--- Start Data shown ---

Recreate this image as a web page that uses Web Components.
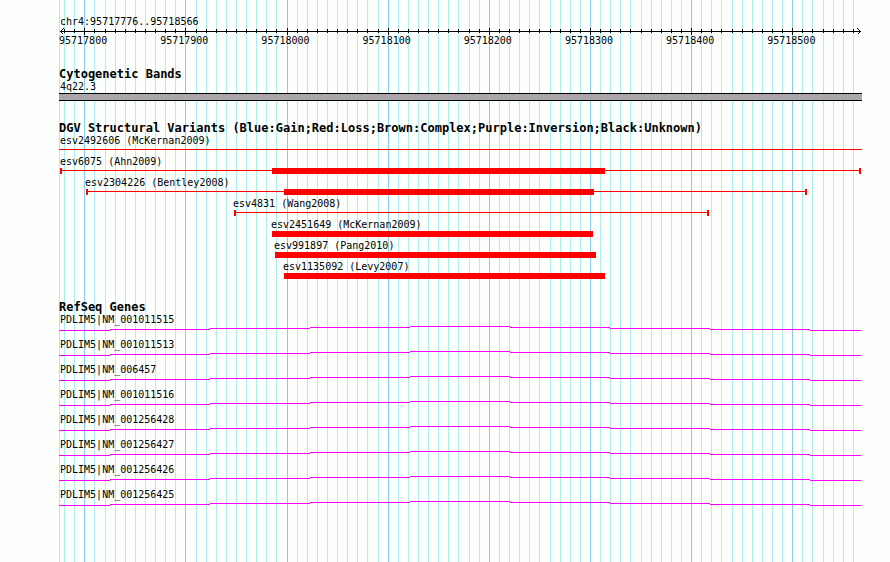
<!DOCTYPE html>
<html lang="en">
<head>
<meta charset="utf-8">
<title>chr4:95717776..95718566</title>
<style>
body {
    margin: 0;
    background: #fdfffc;
    color: #000;
    font-family: "DejaVu Sans Mono", "Liberation Mono", monospace;
    font-size: 10px;
    line-height: 12px;
}
</style>
</head>
<body>
<genome-browser>
    <genome-ruler region="chr4:95717776..95718566"></genome-ruler>
    <genome-track name="Cytogenetic Bands">
        <cyto-band>4q22.3</cyto-band>
    </genome-track>
    <genome-track name="DGV Structural Variants (Blue:Gain;Red:Loss;Brown:Complex;Purple:Inversion;Black:Unknown)">
        <variant-row line="0 803">esv2492606 (McKernan2009)</variant-row>
        <variant-row line="1 802" caps bar="213 546" label="1">esv6075 (Ahn2009)</variant-row>
        <variant-row line="27 748" caps bar="225 535" label="26">esv2304226 (Bentley2008)</variant-row>
        <variant-row line="175 650" caps label="174">esv4831 (Wang2008)</variant-row>
        <variant-row bar="213 534" label="212">esv2451649 (McKernan2009)</variant-row>
        <variant-row bar="216 537" label="215">esv991897 (Pang2010)</variant-row>
        <variant-row bar="225 546" label="224">esv1135092 (Levy2007)</variant-row>
    </genome-track>
    <genome-track name="RefSeq Genes">
        <gene-row>PDLIM5|NM_001011515</gene-row>
        <gene-row>PDLIM5|NM_001011513</gene-row>
        <gene-row>PDLIM5|NM_006457</gene-row>
        <gene-row>PDLIM5|NM_001011516</gene-row>
        <gene-row>PDLIM5|NM_001256428</gene-row>
        <gene-row>PDLIM5|NM_001256427</gene-row>
        <gene-row>PDLIM5|NM_001256426</gene-row>
        <gene-row>PDLIM5|NM_001256425</gene-row>
    </genome-track>
</genome-browser>

<script>
// drawing units across the panel
const WIDTH = 803;
const START = 95717776;
const END = 95718566;

function toX(bp) {
    return Math.round(1 + (bp - START) * 800 / (END - START + 1));
}

// every 10 bp, with a major one every 100 bp
function ticks() {
    const list = [];
    for (let bp = Math.ceil(START / 10) * 10; bp <= END - 6; bp += 10) {
        list.push({ bp: bp, x: toX(bp), major: bp % 100 === 0 });
    }
    return list;
}

function rect(x, y, w, h, fill) {
    return `<rect x="${x}" y="${y}" width="${w}" height="${h}" fill="${fill}"/>`;
}

function svg(height, content) {
    return `<svg viewBox="0 0 ${WIDTH} ${height}" height="${height}" preserveAspectRatio="none" shape-rendering="crispEdges" aria-hidden="true">${content}</svg>`;
}

const shared = `
:host {
    display: block;
}
svg {
    display: block;
    width: 100%;
}
.label {
    white-space: nowrap;
}
`;

class GenomeBrowser extends HTMLElement {
    constructor() {
        super();
        const lines = ticks().map((t) => rect(t.x, 0, 1, 10, t.major ? '#87ceeb' : '#afeeee')).join('');
        this.attachShadow({ mode: 'open' }).innerHTML = `
<style>
${shared}
:host {
    position: relative;
    box-sizing: border-box;
    min-height: 100vh;
    margin: 0 28px 0 59px;
    padding-top: 16px;
}
.grid {
    position: absolute;
    inset: 0;
}
.grid svg {
    height: 100%;
}
.tracks {
    position: relative;
    display: flex;
    flex-direction: column;
}
</style>
<div class="grid">${svg(10, rect(0, 0, 1, 10, '#afeeee') + lines)}</div>
<div class="tracks"><slot></slot></div>
`;
    }
}

class GenomeRuler extends HTMLElement {
    constructor() {
        super();
        const all = ticks();
        const marks = all.map((t) => t.major ? rect(t.x, 1, 1, 7, '#000') : rect(t.x, 2, 1, 4, '#000')).join('');
        const numbers = all.filter((t) => t.major).map((t) => `<span>${t.bp}</span>`).join('');
        const arrows = '<path d="M4.5 1.5L1.5 4.5L4.5 7.5M798.5 1.5L801.5 4.5L798.5 7.5" fill="none" stroke="#000"/>';
        this.attachShadow({ mode: 'open' }).innerHTML = `
<style>
${shared}
:host {
    padding-bottom: 21px;
}
.label {
    padding-left: 1px;
    height: 11px;
}
.numbers {
    display: grid;
    grid-template-columns: repeat(8, 1fr);
    margin: 0 2.5% 0 -3.3%;
    text-align: center;
}
</style>
<div class="label">${this.getAttribute('region')}</div>
${svg(8, rect(1, 4, 801, 1, '#000') + marks + arrows)}
<div class="numbers">${numbers}</div>
`;
    }
}

class GenomeTrack extends HTMLElement {
    constructor() {
        super();
        this.attachShadow({ mode: 'open' }).innerHTML = `
<style>
${shared}
:host {
    padding-bottom: 21px;
}
h2 {
    margin: 0 0 1px;
    font-size: 12px;
    line-height: 12px;
    white-space: nowrap;
}
</style>
<h2>${this.getAttribute('name')}</h2>
<slot></slot>
`;
    }
}

class CytoBand extends HTMLElement {
    constructor() {
        super();
        this.attachShadow({ mode: 'open' }).innerHTML = `
<style>
${shared}
.label {
    padding-left: 1px;
}
.band {
    height: 6px;
    border: solid #000;
    border-width: 1px 0;
    background: #aaa6aa;
}
</style>
<div class="label"><slot></slot></div>
<div class="band"></div>
`;
    }
}

class VariantRow extends HTMLElement {
    constructor() {
        super();
        const line = this.range('line');
        const bar = this.range('bar');
        let glyph = '';
        if (line) {
            glyph += rect(line[0], 4, line[1] - line[0], 1, '#f00');
            if (this.hasAttribute('caps')) {
                glyph += rect(line[0], 2, 2, 6, '#f00') + rect(line[1] - 2, 2, 2, 6, '#f00');
            }
        }
        if (bar) {
            glyph += rect(bar[0], 2, bar[1] - bar[0], 6, '#f00');
        }
        const left = Number(this.getAttribute('label') || 1) / WIDTH * 100;
        this.attachShadow({ mode: 'open' }).innerHTML = `
<style>
${shared}
:host {
    padding-bottom: 2px;
}
:host(:last-of-type) {
    padding-bottom: 0;
}
.label {
    height: 10px;
    margin-left: ${left}%;
}
</style>
<div class="label"><slot></slot></div>
${svg(9, glyph)}
`;
    }

    range(name) {
        const value = this.getAttribute(name);
        return value ? value.split(' ').map(Number) : null;
    }
}

class GeneRow extends HTMLElement {
    constructor() {
        super();
        // the intron is a very shallow hat, one unit up per step
        const stops = [0, 51, 151, 251, 351, 451, 551, 651, 751, 802];
        let glyph = '';
        for (let i = 0; i < stops.length - 1; i++) {
            glyph += rect(stops[i], 4 + Math.abs(4 - i), stops[i + 1] - stops[i], 1, '#f0f');
        }
        this.attachShadow({ mode: 'open' }).innerHTML = `
<style>
${shared}
:host {
    padding-bottom: 5px;
}
.label {
    padding-left: 1px;
    height: 8px;
}
</style>
<div class="label"><slot></slot></div>
${svg(12, glyph)}
`;
    }
}

customElements.define('genome-browser', GenomeBrowser);
customElements.define('genome-ruler', GenomeRuler);
customElements.define('genome-track', GenomeTrack);
customElements.define('cyto-band', CytoBand);
customElements.define('variant-row', VariantRow);
customElements.define('gene-row', GeneRow);
</script>
</body>
</html>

--- End Data shown ---

- Directions for this task
Return the whole listing, word for word, and leave out every picture.

- Result for this exercise
Recreate this image as a web page that uses Web Components.
<!DOCTYPE html>
<html lang="en">
<head>
<meta charset="utf-8">
<title>chr4:95717776..95718566</title>
<style>
body {
    margin: 0;
    background: #fdfffc;
    color: #000;
    font-family: "DejaVu Sans Mono", "Liberation Mono", monospace;
    font-size: 10px;
    line-height: 12px;
}
</style>
</head>
<body>
<genome-browser>
    <genome-ruler region="chr4:95717776..95718566"></genome-ruler>
    <genome-track name="Cytogenetic Bands">
        <cyto-band>4q22.3</cyto-band>
    </genome-track>
    <genome-track name="DGV Structural Variants (Blue:Gain;Red:Loss;Brown:Complex;Purple:Inversion;Black:Unknown)">
        <variant-row line="0 803">esv2492606 (McKernan2009)</variant-row>
        <variant-row line="1 802" caps bar="213 546" label="1">esv6075 (Ahn2009)</variant-row>
        <variant-row line="27 748" caps bar="225 535" label="26">esv2304226 (Bentley2008)</variant-row>
        <variant-row line="175 650" caps label="174">esv4831 (Wang2008)</variant-row>
        <variant-row bar="213 534" label="212">esv2451649 (McKernan2009)</variant-row>
        <variant-row bar="216 537" label="215">esv991897 (Pang2010)</variant-row>
        <variant-row bar="225 546" label="224">esv1135092 (Levy2007)</variant-row>
    </genome-track>
    <genome-track name="RefSeq Genes">
        <gene-row>PDLIM5|NM_001011515</gene-row>
        <gene-row>PDLIM5|NM_001011513</gene-row>
        <gene-row>PDLIM5|NM_006457</gene-row>
        <gene-row>PDLIM5|NM_001011516</gene-row>
        <gene-row>PDLIM5|NM_001256428</gene-row>
        <gene-row>PDLIM5|NM_001256427</gene-row>
        <gene-row>PDLIM5|NM_001256426</gene-row>
        <gene-row>PDLIM5|NM_001256425</gene-row>
    </genome-track>
</genome-browser>

<script>
// drawing units across the panel
const WIDTH = 803;
const START = 95717776;
const END = 95718566;

function toX(bp) {
    return Math.round(1 + (bp - START) * 800 / (END - START + 1));
}

// every 10 bp, with a major one every 100 bp
function ticks() {
    const list = [];
    for (let bp = Math.ceil(START / 10) * 10; bp <= END - 6; bp += 10) {
        list.push({ bp: bp, x: toX(bp), major: bp % 100 === 0 });
    }
    return list;
}

function rect(x, y, w, h, fill) {
    return `<rect x="${x}" y="${y}" width="${w}" height="${h}" fill="${fill}"/>`;
}

function svg(height, content) {
    return `<svg viewBox="0 0 ${WIDTH} ${height}" height="${height}" preserveAspectRatio="none" shape-rendering="crispEdges" aria-hidden="true">${content}</svg>`;
}

const shared = `
:host {
    display: block;
}
svg {
    display: block;
    width: 100%;
}
.label {
    white-space: nowrap;
}
`;

class GenomeBrowser extends HTMLElement {
    constructor() {
        super();
        const lines = ticks().map((t) => rect(t.x, 0, 1, 10, t.major ? '#87ceeb' : '#afeeee')).join('');
        this.attachShadow({ mode: 'open' }).innerHTML = `
<style>
${shared}
:host {
    position: relative;
    box-sizing: border-box;
    min-height: 100vh;
    margin: 0 28px 0 59px;
    padding-top: 16px;
}
.grid {
    position: absolute;
    inset: 0;
}
.grid svg {
    height: 100%;
}
.tracks {
    position: relative;
    display: flex;
    flex-direction: column;
}
</style>
<div class="grid">${svg(10, rect(0, 0, 1, 10, '#afeeee') + lines)}</div>
<div class="tracks"><slot></slot></div>
`;
    }
}

class GenomeRuler extends HTMLElement {
    constructor() {
        super();
        const all = ticks();
        const marks = all.map((t) => t.major ? rect(t.x, 1, 1, 7, '#000') : rect(t.x, 2, 1, 4, '#000')).join('');
        const numbers = all.filter((t) => t.major).map((t) => `<span>${t.bp}</span>`).join('');
        const arrows = '<path d="M4.5 1.5L1.5 4.5L4.5 7.5M798.5 1.5L801.5 4.5L798.5 7.5" fill="none" stroke="#000"/>';
        this.attachShadow({ mode: 'open' }).innerHTML = `
<style>
${shared}
:host {
    padding-bottom: 21px;
}
.label {
    padding-left: 1px;
    height: 11px;
}
.numbers {
    display: grid;
    grid-template-columns: repeat(8, 1fr);
    margin: 0 2.5% 0 -3.3%;
    text-align: center;
}
</style>
<div class="label">${this.getAttribute('region')}</div>
${svg(8, rect(1, 4, 801, 1, '#000') + marks + arrows)}
<div class="numbers">${numbers}</div>
`;
    }
}

class GenomeTrack extends HTMLElement {
    constructor() {
        super();
        this.attachShadow({ mode: 'open' }).innerHTML = `
<style>
${shared}
:host {
    padding-bottom: 21px;
}
h2 {
    margin: 0 0 1px;
    font-size: 12px;
    line-height: 12px;
    white-space: nowrap;
}
</style>
<h2>${this.getAttribute('name')}</h2>
<slot></slot>
`;
    }
}

class CytoBand extends HTMLElement {
    constructor() {
        super();
        this.attachShadow({ mode: 'open' }).innerHTML = `
<style>
${shared}
.label {
    padding-left: 1px;
}
.band {
    height: 6px;
    border: solid #000;
    border-width: 1px 0;
    background: #aaa6aa;
}
</style>
<div class="label"><slot></slot></div>
<div class="band"></div>
`;
    }
}

class VariantRow extends HTMLElement {
    constructor() {
        super();
        const line = this.range('line');
        const bar = this.range('bar');
        let glyph = '';
        if (line) {
            glyph += rect(line[0], 4, line[1] - line[0], 1, '#f00');
            if (this.hasAttribute('caps')) {
                glyph += rect(line[0], 2, 2, 6, '#f00') + rect(line[1] - 2, 2, 2, 6, '#f00');
            }
        }
        if (bar) {
            glyph += rect(bar[0], 2, bar[1] - bar[0], 6, '#f00');
        }
        const left = Number(this.getAttribute('label') || 1) / WIDTH * 100;
        this.attachShadow({ mode: 'open' }).innerHTML = `
<style>
${shared}
:host {
    padding-bottom: 2px;
}
:host(:last-of-type) {
    padding-bottom: 0;
}
.label {
    height: 10px;
    margin-left: ${left}%;
}
</style>
<div class="label"><slot></slot></div>
${svg(9, glyph)}
`;
    }

    range(name) {
        const value = this.getAttribute(name);
        return value ? value.split(' ').map(Number) : null;
    }
}

class GeneRow extends HTMLElement {
    constructor() {
        super();
        // the intron is a very shallow hat, one unit up per step
        const stops = [0, 51, 151, 251, 351, 451, 551, 651, 751, 802];
        let glyph = '';
        for (let i = 0; i < stops.length - 1; i++) {
            glyph += rect(stops[i], 4 + Math.abs(4 - i), stops[i + 1] - stops[i], 1, '#f0f');
        }
        this.attachShadow({ mode: 'open' }).innerHTML = `
<style>
${shared}
:host {
    padding-bottom: 5px;
}
.label {
    padding-left: 1px;
    height: 8px;
}
</style>
<div class="label"><slot></slot></div>
${svg(12, glyph)}
`;
    }
}

customElements.define('genome-browser', GenomeBrowser);
customElements.define('genome-ruler', GenomeRuler);
customElements.define('genome-track', GenomeTrack);
customElements.define('cyto-band', CytoBand);
customElements.define('variant-row', VariantRow);
customElements.define('gene-row', GeneRow);
</script>
</body>
</html>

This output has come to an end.